Solving the DNA Fragment Assembly Problem with a Parallel Discrete Firefly Algorithm implemented on GPU

Pablo Javier Vidal, Ana Carolina Olivera

The Deoxyribonucleic Acid Fragment Assembly Problem (DNA-FAP) consists in reconstruct a DNA chain from a set of fragments taken randomly. This problem represents an important step in the genome project. Several authors are proposed different approaches to solve the DNA-FAP. In particular, nature inspired algorithms has been used for its resolution. Even they were obtaining good results; its computational time associated is high. The bio-inspired algorithms are iterative search processes that can explore and exploit efficiently the solution space. Firefly Algorithm is one of the recent evolutionary computing models which is inspired on the flashing light behaviour of fireflies. Recently, the Graphics Processing Units (GPUs) technology are emerged as a novel environment for a parallel implementation and execution of bio-inspired algorithms.
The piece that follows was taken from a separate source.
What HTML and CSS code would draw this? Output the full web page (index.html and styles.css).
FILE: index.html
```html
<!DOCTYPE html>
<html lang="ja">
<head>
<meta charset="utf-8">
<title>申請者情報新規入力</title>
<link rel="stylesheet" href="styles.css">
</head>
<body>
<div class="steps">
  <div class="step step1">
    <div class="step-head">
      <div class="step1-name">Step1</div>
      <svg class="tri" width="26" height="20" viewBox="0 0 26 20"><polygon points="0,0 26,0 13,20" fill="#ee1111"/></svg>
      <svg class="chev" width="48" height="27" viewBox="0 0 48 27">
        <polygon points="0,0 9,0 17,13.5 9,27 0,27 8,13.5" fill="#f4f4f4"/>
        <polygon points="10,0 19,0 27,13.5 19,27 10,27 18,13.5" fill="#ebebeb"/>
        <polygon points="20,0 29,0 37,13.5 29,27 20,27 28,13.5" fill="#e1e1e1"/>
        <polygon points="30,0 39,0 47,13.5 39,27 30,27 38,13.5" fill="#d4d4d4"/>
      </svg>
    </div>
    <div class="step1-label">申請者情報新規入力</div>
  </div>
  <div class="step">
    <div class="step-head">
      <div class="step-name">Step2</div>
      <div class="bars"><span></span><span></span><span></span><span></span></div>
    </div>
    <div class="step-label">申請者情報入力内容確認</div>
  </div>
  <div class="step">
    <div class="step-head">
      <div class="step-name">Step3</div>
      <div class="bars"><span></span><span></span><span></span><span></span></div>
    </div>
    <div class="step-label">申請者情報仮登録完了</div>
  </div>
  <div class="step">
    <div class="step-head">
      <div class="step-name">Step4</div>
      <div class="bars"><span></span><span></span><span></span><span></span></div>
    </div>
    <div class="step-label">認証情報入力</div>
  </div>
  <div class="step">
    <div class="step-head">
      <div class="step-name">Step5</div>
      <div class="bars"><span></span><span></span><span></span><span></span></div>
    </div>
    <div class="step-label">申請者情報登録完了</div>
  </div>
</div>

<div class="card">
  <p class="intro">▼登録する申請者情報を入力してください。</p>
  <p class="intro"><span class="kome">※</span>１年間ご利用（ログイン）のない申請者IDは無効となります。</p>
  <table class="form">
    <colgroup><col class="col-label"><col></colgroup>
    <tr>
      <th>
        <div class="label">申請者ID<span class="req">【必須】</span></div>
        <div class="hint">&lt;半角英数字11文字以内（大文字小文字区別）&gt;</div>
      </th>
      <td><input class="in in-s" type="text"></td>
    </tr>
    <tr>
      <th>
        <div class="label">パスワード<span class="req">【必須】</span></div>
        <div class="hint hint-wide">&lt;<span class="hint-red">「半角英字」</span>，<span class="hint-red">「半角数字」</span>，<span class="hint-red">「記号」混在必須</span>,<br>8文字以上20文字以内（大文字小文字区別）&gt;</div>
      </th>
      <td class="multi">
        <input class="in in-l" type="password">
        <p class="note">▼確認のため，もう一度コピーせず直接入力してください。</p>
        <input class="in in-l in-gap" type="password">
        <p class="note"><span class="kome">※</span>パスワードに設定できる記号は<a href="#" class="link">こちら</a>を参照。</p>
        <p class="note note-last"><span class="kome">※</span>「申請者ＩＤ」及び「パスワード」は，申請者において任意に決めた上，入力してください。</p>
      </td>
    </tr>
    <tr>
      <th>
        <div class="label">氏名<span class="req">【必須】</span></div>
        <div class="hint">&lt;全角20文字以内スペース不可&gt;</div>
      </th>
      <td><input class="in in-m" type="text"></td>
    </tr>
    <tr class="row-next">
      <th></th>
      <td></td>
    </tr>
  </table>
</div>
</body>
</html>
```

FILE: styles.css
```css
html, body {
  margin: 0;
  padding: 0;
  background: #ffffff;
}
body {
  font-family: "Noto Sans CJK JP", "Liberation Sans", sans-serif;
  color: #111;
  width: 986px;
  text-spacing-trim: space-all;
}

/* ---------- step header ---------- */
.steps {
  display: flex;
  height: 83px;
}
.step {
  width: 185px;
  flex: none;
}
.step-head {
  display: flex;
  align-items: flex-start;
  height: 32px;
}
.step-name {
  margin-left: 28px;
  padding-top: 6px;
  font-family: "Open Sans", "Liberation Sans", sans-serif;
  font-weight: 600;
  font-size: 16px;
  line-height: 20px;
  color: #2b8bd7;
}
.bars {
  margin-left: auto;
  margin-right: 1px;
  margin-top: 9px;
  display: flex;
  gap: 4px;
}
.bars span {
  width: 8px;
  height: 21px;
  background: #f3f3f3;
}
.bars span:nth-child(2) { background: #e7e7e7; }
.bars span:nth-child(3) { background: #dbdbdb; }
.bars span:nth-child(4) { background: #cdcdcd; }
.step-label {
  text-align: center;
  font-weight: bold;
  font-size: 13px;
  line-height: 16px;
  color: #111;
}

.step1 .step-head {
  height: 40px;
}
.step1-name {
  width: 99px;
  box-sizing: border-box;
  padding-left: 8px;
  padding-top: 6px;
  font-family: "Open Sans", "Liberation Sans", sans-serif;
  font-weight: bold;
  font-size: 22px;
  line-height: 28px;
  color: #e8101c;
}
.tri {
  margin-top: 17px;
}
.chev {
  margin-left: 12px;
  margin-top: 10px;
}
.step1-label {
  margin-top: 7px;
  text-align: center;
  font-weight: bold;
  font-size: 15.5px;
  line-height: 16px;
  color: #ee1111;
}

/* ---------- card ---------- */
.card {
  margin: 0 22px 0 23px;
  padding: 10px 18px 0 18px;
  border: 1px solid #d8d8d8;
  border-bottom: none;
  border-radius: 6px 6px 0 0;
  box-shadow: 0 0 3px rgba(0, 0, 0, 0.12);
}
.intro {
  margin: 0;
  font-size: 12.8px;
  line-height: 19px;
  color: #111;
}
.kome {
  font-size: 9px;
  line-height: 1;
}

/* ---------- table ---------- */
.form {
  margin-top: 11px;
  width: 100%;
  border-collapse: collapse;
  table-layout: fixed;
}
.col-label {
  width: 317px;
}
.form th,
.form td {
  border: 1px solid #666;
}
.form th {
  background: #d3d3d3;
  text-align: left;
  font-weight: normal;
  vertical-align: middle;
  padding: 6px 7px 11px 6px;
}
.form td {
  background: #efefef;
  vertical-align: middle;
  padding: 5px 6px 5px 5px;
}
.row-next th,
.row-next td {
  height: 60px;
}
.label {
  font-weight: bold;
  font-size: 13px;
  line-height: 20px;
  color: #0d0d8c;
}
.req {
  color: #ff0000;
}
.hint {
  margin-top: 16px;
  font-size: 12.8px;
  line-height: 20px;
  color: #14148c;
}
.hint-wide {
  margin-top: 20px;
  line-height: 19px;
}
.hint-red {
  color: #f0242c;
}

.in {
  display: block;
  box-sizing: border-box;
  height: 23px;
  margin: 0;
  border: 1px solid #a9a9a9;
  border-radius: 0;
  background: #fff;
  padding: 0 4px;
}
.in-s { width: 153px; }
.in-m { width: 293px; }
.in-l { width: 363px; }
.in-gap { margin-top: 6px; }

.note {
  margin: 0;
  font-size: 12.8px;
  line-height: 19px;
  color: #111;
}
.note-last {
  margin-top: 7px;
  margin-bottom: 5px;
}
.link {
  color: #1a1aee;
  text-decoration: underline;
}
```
Therefore, the use of GPU-based parallel computing it is possible as a complementary tool to speed-up the search. In this work we design and implement a Discrete Firefly Algorithm (DFA) on a GPU architecture in order to speed-up the search process for solving the DNA Fragment Assembly Problem. Through several experiments the efficiency of the algorithm and the quality of the results are demonstrated with potential to applied for longer sequences or sequences of unknown length as well.